> [REQUIRED WORK] Check every line of the data below for the string "React", and copy the ones that hold it.

> [GIVEN MATERIAL]
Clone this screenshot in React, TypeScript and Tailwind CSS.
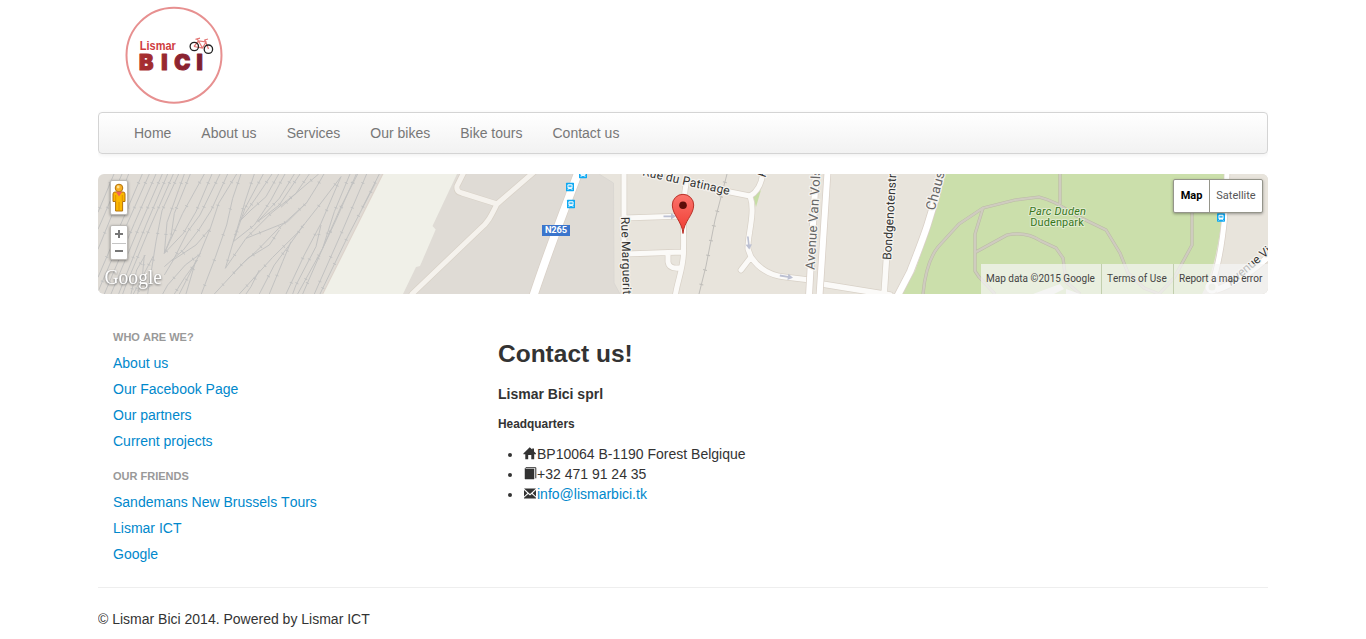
import React from "react";

const navItems = ["Home", "About us", "Services", "Our bikes", "Bike tours", "Contact us"];

const sideGroups = [
  { title: "Who are we?", links: ["About us", "Our Facebook Page", "Our partners", "Current projects"] },
  { title: "Our friends", links: ["Sandemans New Brussels Tours", "Lismar ICT", "Google"] },
];

const rails = [
  "M54 12 L6 127", "M78 12 L6 178", "M98 12 L6 238", "M139 12 L6 322", "M160 12 L92 165 L6 365",
  "M180 12 L115 160 L25 372", "M199 12 L130 170 L45 372", "M215 12 L150 165 L68 372", "M232 12 L165 165 L90 345 L80 372",
  "M248 12 L198 122 L180 215 L155 372", "M265 12 L213 157 L205 250", "M283 12 L235 130 L225 200 L205 250",
  "M325 12 L260 130 L205 250", "M348 12 L300 125 L262 190 L205 250",
  "M372 12 L312 135 L275 185 L232 270 L205 315", "M395 12 L345 122 L308 180 L262 240 L205 290", "M422 12 L368 100 L343 175 L312 250 L250 372",
  "M343 175 L300 225 L228 272", "M315 250 L268 285 L215 345 L200 372", "M305 270 L268 320 L235 372", "M300 270 L270 372",
  "M148 255 L122 300 L105 372", "M172 258 L150 300 L112 372", "M145 255 L140 310 L125 372",
  "M435 12 L410 85 L392 165 L358 262 L316 372", "M475 12 L447 95 L430 155 L412 215 L388 295",
  "M502 12 L447 115 L412 215", "M528 12 L488 72 L430 155", "M548 12 L510 80 L465 120 L430 155", "M567 12 L525 90 L475 165 L412 215",
  "M595 12 L550 85 L525 112 L485 155", "M612 12 L550 105 L485 155", "M640 12 L600 70 L555 112",
  "M668 12 L600 70 L525 130 L450 205 L388 295", "M684 12 L662 50 L632 98 L575 155 L450 205", "M632 98 L548 175 L485 240 L440 280 L355 372",
  "M735 20 L665 112 L605 188 L530 262 L430 372", "M735 20 L675 160 L625 255 L570 372", "M625 162 L580 225 L535 285 L490 372",
  "M585 215 L560 275 L520 372", "M490 300 L465 350 L450 372", "M550 180 L520 225 L455 265 L412 310",
  "M762 12 L715 125 L680 235 L620 372", "M785 12 L735 110 L680 235 L605 372", "M781 12 L720 150 L680 235", "M675 165 L660 230 L600 345 L590 372",
  "M812 12 L738 185 L655 372", "M838 40 L755 200 L672 372", "M850 12 L798 115",
];

const tram = [
  [583, 174],
  [570, 187],
  [571, 204],
  [1221, 217.5],
];

function Logo() {
  return (
    <svg width="100" height="102" viewBox="124 4 100 102" className="ml-[26px] block" aria-label="Lismar Bici">
      <defs>
        <linearGradient id="brand" gradientUnits="userSpaceOnUse" x1="139" x2="204" y1="0" y2="0">
          <stop offset="0" stopColor="#a92f30" />
          <stop offset="1" stopColor="#7d1d31" />
        </linearGradient>
      </defs>
      <circle cx="174" cy="55.2" r="47.5" fill="#fff" stroke="#e79090" strokeWidth="2" />
      <text x="139.8" y="50" fontFamily="Liberation Sans" fontWeight="700" fontSize="13" fill="#cf3d3f" textLength="36" lengthAdjust="spacingAndGlyphs">Lismar</text>
      <text x="139 161.3 174.3 196.4" y="70.4" fontFamily="Inter" fontWeight="900" fontSize="21.5" fill="url(#brand)" stroke="url(#brand)" strokeWidth="1.1" strokeLinejoin="round">BICI</text>
      <g fill="none">
        <g stroke="#e37674" strokeWidth="1.2">
          <path d="M194 46.5 L198.5 41 L206 42 L202.5 48 L194 46.5 M198.5 41 L202.5 48 M197 38.8 L198.5 41 M195.5 39.3 L200 38.2 M204.8 39.5 L208.5 49 M204 40.2 L208 39" />
        </g>
        <circle cx="194.3" cy="46.5" r="4.2" stroke="#222" strokeWidth="1.3" />
        <circle cx="208.4" cy="49.2" r="4.2" stroke="#222" strokeWidth="1.3" />
      </g>
    </svg>
  );
}

function MapDrawing() {
  const railPath = rails.join(" ");
  return (
    <svg width="1170" height="120" viewBox="98 174 1170 120" className="block" fontFamily="Roboto, sans-serif">
      <rect x="98" y="174" width="1170" height="120" fill="#dfdbd5" />
      {/* railway yard */}
      <g transform="translate(96 170) scale(.33333)" fill="none">
        <path d={railPath} stroke="#c2c2c1" strokeWidth="3" />
        <path d={railPath} stroke="#c0c1c1" strokeWidth="10" strokeDasharray="2.6 78" strokeDashoffset="-28" />
        <path d="M862 12 L682 372" stroke="#ddd3cb" strokeWidth="6" />
      </g>
      <path d="M383.5 174 L323.3 294 H403 L416 267 L420 266 L435.7 229.5 L432.5 226 L457 174Z" fill="#f0f0e8" />
      {/* built-up area */}
      <path d="M599 174 L613.5 183 L614 283 L620 294 H1268 V174Z" fill="#e8e4dc" />
      <path d="M599 174 L613.5 183 L614 283 L620 294" fill="none" stroke="#dad7d2" />
      {/* parks */}
      <path d="M944 174 C937 211 925 242 915 271 L901 294 H1202 C1216 270 1223 222 1226 174Z" fill="#cbdfab" />
      <path d="M761 190 L756 207 L753 196Z" fill="#c6dda5" />
      <g fill="none" stroke="#bbb9a6" strokeWidth="3.2" strokeLinejoin="round">
        <path d="M923 294 Q926 262 938 247 L959 224 L983 208 L1015 200 L1039 197 Q1058 202 1071 213 L1106 230 L1120 253 L1128 273 L1144 288 L1159 294 L1174 278 L1192 245 V206" />
        <path d="M983 208 L975 234 V271 L979 277 L995 294 M976 252 L1007 235 Q1026 231 1041 241 L1056 248 L1063 258 L1066 282 L1080 294 M1060 174 V204" />
      </g>
      <g fill="none" stroke="#cfccbf" strokeWidth="2.2" strokeLinejoin="round">
        <path d="M923 294 Q926 262 938 247 L959 224 L983 208 L1015 200 L1039 197 Q1058 202 1071 213 L1106 230 L1120 253 L1128 273 L1144 288 L1159 294 L1174 278 L1192 245 V206" />
        <path d="M983 208 L975 234 V271 L979 277 L995 294 M976 252 L1007 235 Q1026 231 1041 241 L1056 248 L1063 258 L1066 282 L1080 294 M1060 174 V204" />
      </g>
      <path d="M1033 294 L1060 284 L1064 289 L1054 294Z M1066 289 L1080 294 H1066Z" fill="#f2f2ee" />
      {/* railway through the quarter */}
      <path d="M727 174 L715 220 L706 266 L699 294" fill="none" stroke="#bfbdb9" strokeWidth="1" />
      <path d="M727 174 L715 220 L706 266 L699 294" fill="none" stroke="#bfbdb9" strokeWidth="4" strokeDasharray="1 14" strokeDashoffset="-8" />
      {/* minor streets */}
      {[
        { c: "#d8d1c7", w: 1.4 },
        { c: "#fbfaf8", w: 0 },
      ].map((s) => (
        <g key={s.c} fill="none" stroke={s.c} strokeLinecap="round" strokeLinejoin="round">
          <g strokeWidth={5 + s.w}>
            <path stroke={s.w ? s.c : "#f5f2ed"} d="M465 170 L457 186 Q456 192 462 193 L497 204 M534 172 L497 204 C492 214 488 223 480 229 L412 294" />
            <path d="M624 170 V294 M625 218 L683 216 M626 254 L682 252 M686 184 C682 206 684 225 683.5 250 C684 267 678 278 675 297 M668 254 V262 Q669 269 679 268" />
            <path d="M720 190 L750 196 Q761 190 763 172 M750 196 C756 212 747 237 748 249 L751 257 L741 270 M751 257 Q763 275 785 277 L810 280" />
            <path strokeWidth={5.6 + s.w} d="M822 284 L890 295 M887 250 L884 296" />
          </g>
        </g>
      ))}
      {/* main roads */}
      {[
        { c: "#d9d0c7", w: 1.5 },
        { c: "#ffffff", w: 0 },
      ].map((s) => (
        <g key={s.c} fill="none" stroke={s.c}>
          <path strokeWidth={8 + s.w} d="M580 168 C567 203 551 243 533 297" />
          <path strokeWidth={6 + s.w} d="M816 172 L809 296 M827.5 172 L819.5 296" />
          <path strokeWidth={6.5 + s.w} d="M942 172 C933 214 921 244 910 272 L897 297" />
          <path strokeWidth={5 + s.w} d="M1227 172 C1226 220 1222 257 1211 287" />
          <path strokeWidth={6 + s.w} d="M1216 290 Q1240 282 1268 257" />
        </g>
      ))}
      <circle cx="1212" cy="287" r="5" fill="#dfe4cf" stroke="#fff" strokeWidth="3" />
      {/* one-way arrows */}
      <g fill="#bcc0d2">
        <path d="M663.5 215.5 H671 V213.2 L676 216.3 L671 219.4 V217.2 H663.5Z" />
        <path d="M747 236.5 L748.7 236.4 L749.6 244.5 L752 244.2 L749.3 249.6 L745.6 244.8 L748 244.6Z" />
        <path d="M780 274.6 L788 276 L788.4 273.8 L793 277.8 L787.4 280 L787.8 277.8 L779.7 276.4Z" />
      </g>
      {tram.map(([x, y]) => (
        <g key={`${x}-${y}`} transform={`translate(${x} ${y})`}>
          <rect x="-4" y="-4.2" width="8" height="8.4" rx="0.6" fill="#0fa9f2" />
          <path d="M-2.4 3 L-1.2 1.6 H1.2 L2.4 3" stroke="#fff" fill="none" strokeWidth=".8" />
          <rect x="-2.5" y="-2.7" width="5" height="4.4" rx="1" fill="#fff" />
          <rect x="-1.6" y="-1.7" width="3.2" height="1.9" fill="#3bb7f3" />
        </g>
      ))}
      <rect x="542" y="225" width="28" height="11" fill="#3b75cc" />
      <text x="556" y="233.4" textAnchor="middle" fontSize="9.3" fontWeight="700" fill="#fff" textLength="22">N265</text>
      {/* street names */}
      <g fontSize="12" fill="#333" stroke="#f5f3ef" strokeWidth="2.5" strokeLinejoin="round" paintOrder="stroke">
        <text transform="translate(642 175.3) rotate(12.7)" textLength="89">Rue du Patinage</text>
        <text transform="translate(621 217) rotate(88.5)" textLength="84">Rue Marguerite</text>
        <text transform="translate(891 260) rotate(-86.5)" textLength="86">Bondgenotenstr</text>
        <g fill="#666">
          <text transform="translate(814.5 270) rotate(-86.5)" fontSize="13" textLength="101">Avenue Van Vols</text>
          <text transform="translate(934.5 211) rotate(-75)" fontSize="13.5" letterSpacing="0.4">Chaus</text>
        </g>
        <text transform="translate(765.3 178) rotate(-70)">R</text>
        <text transform="translate(1231 286) rotate(-40)">Avenue Vi</text>
        <g fill="#38761d" stroke="#e0ebcf" strokeWidth="2" fontSize="11" textAnchor="middle">
          <text x="1057.5" y="214.6" fontStyle="italic" textLength="57">Parc Duden</text>
          <text x="1057" y="226" textLength="53.5">Dudenpark</text>
        </g>
      </g>
      {/* pin */}
      <defs>
        <linearGradient id="pin" x1="0" x2="0" y1="0" y2="1">
          <stop offset="0" stopColor="#fb746c" />
          <stop offset="1" stopColor="#ef392f" />
        </linearGradient>
      </defs>
      <path d="M683 233.5 C682 221 672.3 215 672.3 205 A10.7 10.7 0 0 1 693.7 205 C693.7 215 684 221 683 233.5Z" fill="url(#pin)" stroke="#b93229" strokeWidth="1" />
      <circle cx="683" cy="205.3" r="3.8" fill="#5c0d08" />
      <text x="104.5" y="284" fontFamily="Liberation Serif, serif" fontSize="20" textLength="57.5" lengthAdjust="spacingAndGlyphs" fill="#fff" className="[filter:drop-shadow(0.5px_1px_0.8px_#666)]">Google</text>
    </svg>
  );
}

function Pegman() {
  return (
    <svg width="14" height="30" viewBox="0 0 14 30">
      <g stroke="#b3720c" strokeWidth="1">
        <path d="M3 9 H11 Q13 9 13 11 V18.5 H10.6 V28 H3.6 V18.5 H1 V11 Q1.1 9 3 9Z" fill="#fcb700" />
        <path d="M3.7 12 V18 M10.3 12 V18 M7 19 V27" fill="none" stroke="#dd9300" />
        <circle cx="7" cy="5" r="3.8" fill="#f8b126" />
      </g>
      <circle cx="6.2" cy="4" r="1.4" fill="#ffdf8e" />
      <path d="M3.8 8.8 H10.2 L7 13.4Z" fill="#ee6359" />
    </svg>
  );
}

function MapPanel() {
  return (
    <section className="relative mt-5 h-[120px] overflow-hidden rounded-md">
      <MapDrawing />
      <div className="absolute left-3 top-1.5 flex w-[18px] flex-col gap-2.5">
        <div className="flex h-[35px] items-center justify-center rounded-[2px] border border-[#bdbab6] bg-white shadow-[0_1px_3px_rgba(0,0,0,0.4)]">
          <Pegman />
        </div>
        <div className="flex h-[35px] flex-col rounded-[2px] border border-[#bdbab6] bg-white shadow-[0_1px_3px_rgba(0,0,0,0.4)]">
          <svg width="16" height="33" viewBox="0 0 16 33" stroke="#777" strokeWidth="2">
            <path d="M4 8 H12 M8 4 V12 M4 25 H12" />
            <path d="M1 17.5 H15" stroke="#c5c5c5" strokeWidth="1" />
          </svg>
        </div>
      </div>
      <div className="absolute right-[5px] top-[5px] flex h-[34px] rounded-[2px] border border-[#95958b] bg-white font-[Roboto,sans-serif] text-[11px] leading-[32px] shadow-[0_1px_3px_rgba(0,0,0,0.35)]">
        <div className="w-[36px] border-r border-[#95958b] text-center font-bold text-black">Map</div>
        <div className="w-[52px] text-center text-[#565656]">Satellite</div>
      </div>
      <div className="absolute bottom-0 right-0 flex h-[30px] bg-[#f5f5f5]/70 font-[Roboto,sans-serif] text-[10px] leading-[29px] text-[#444]">
        <div className="w-[120px] whitespace-nowrap pl-[5px]">Map data ©2015 Google</div>
        <div className="w-[72px] border-l border-[#c2cfae] pl-[5px]">Terms of Use</div>
        <div className="w-[95px] whitespace-nowrap border-l border-[#c2cfae] pl-[5px]">Report a map error</div>
      </div>
    </section>
  );
}

const icons: Record<string, React.ReactNode> = {
  home: <path d="M6.7 0.2 L9.2 2.6 V1.6 H11 V4.4 L13 6.6 V7.2 H11.2 V12.2 H8.3 V8 H5.2 V12.2 H2.3 V7.2 H0.4 V6.6Z" fill="#333" />,
  book: (
    <g>
      <path d="M3 0.7 H12.8 V11.3" fill="none" stroke="#333" strokeWidth="1" />
      <path d="M3 0.4 L2 1.6 V12 H11 V2 H2.5" fill="#333" stroke="#333" strokeWidth="0.5" />
    </g>
  ),
  envelope: (
    <g fill="#333">
      <path d="M1 1.6 H13 L7 6.9Z M1 3.1 L4.4 6.2 L1 9.4Z M13 3.1 V9.4 L9.6 6.2Z M1 11.6 V10.7 L5.2 7 L7 8.4 L8.8 7 L13 10.7 V11.6Z" />
    </g>
  ),
};

const contacts = [
  { icon: "home", text: "BP10064 B-1190 Forest Belgique" },
  { icon: "book", text: "+32 471 91 24 35" },
  { icon: "envelope", text: "info@lismarbici.tk", link: true },
];

export default function App() {
  return (
    <div className="mx-auto h-[639px] w-[1170px] overflow-hidden bg-white pt-1 font-['Liberation_Sans',Arial,sans-serif] text-sm leading-5 text-[#333] [font-kerning:none]">
      <Logo />
      <nav className="mt-1.5 flex h-[42px] items-center rounded border border-[#d4d4d4] bg-linear-to-b from-white to-[#f2f2f2] pl-5 shadow-[0_1px_4px_rgba(0,0,0,0.065)]">
        {navItems.map((item) => (
          <a key={item} href="#" className="px-[15px] text-[#777]">{item}</a>
        ))}
      </nav>
      <MapPanel />
      <main className="mt-[30px] flex">
        <aside className="w-[400px] px-[15px]">
          {sideGroups.map((group) => (
            <div key={group.title} className="mb-[9px]">
              <h2 className="py-[3px] text-[11px] font-bold uppercase text-[#999]">{group.title}</h2>
              {group.links.map((link) => (
                <a key={link} href="#" className="block py-[3px] text-[#0088cc]">{link}</a>
              ))}
            </div>
          ))}
        </aside>
        <article className="pt-2.5">
          <h1 className="text-[24.5px] font-bold leading-10">Contact us!</h1>
          <h2 className="mt-2.5 font-bold">Lismar Bici sprl</h2>
          <h3 className="mt-2.5 text-[11.9px] font-bold leading-5">Headquarters</h3>
          <ul className="ml-[25px] mt-2.5 list-disc">
            {contacts.map((c) => (
              <li key={c.icon} className="h-5">
                <svg width="14" height="14" viewBox="0 -1 14 14" className="inline-block align-text-top">{icons[c.icon]}</svg>
                {c.link ? <a href="#" className="text-[#0088cc]">{c.text}</a> : <span>{c.text}</span>}
              </li>
            ))}
          </ul>
        </article>
      </main>
      <footer className="mt-[11px] border-t border-[#eee] pt-[21px]">© Lismar Bici 2014. Powered by Lismar ICT</footer>
    </div>
  );
}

> [ANSWER TO THIS EXERCISE]
Clone this screenshot in React, TypeScript and Tailwind CSS.
import React from "react";
const icons: Record<string, React.ReactNode> = {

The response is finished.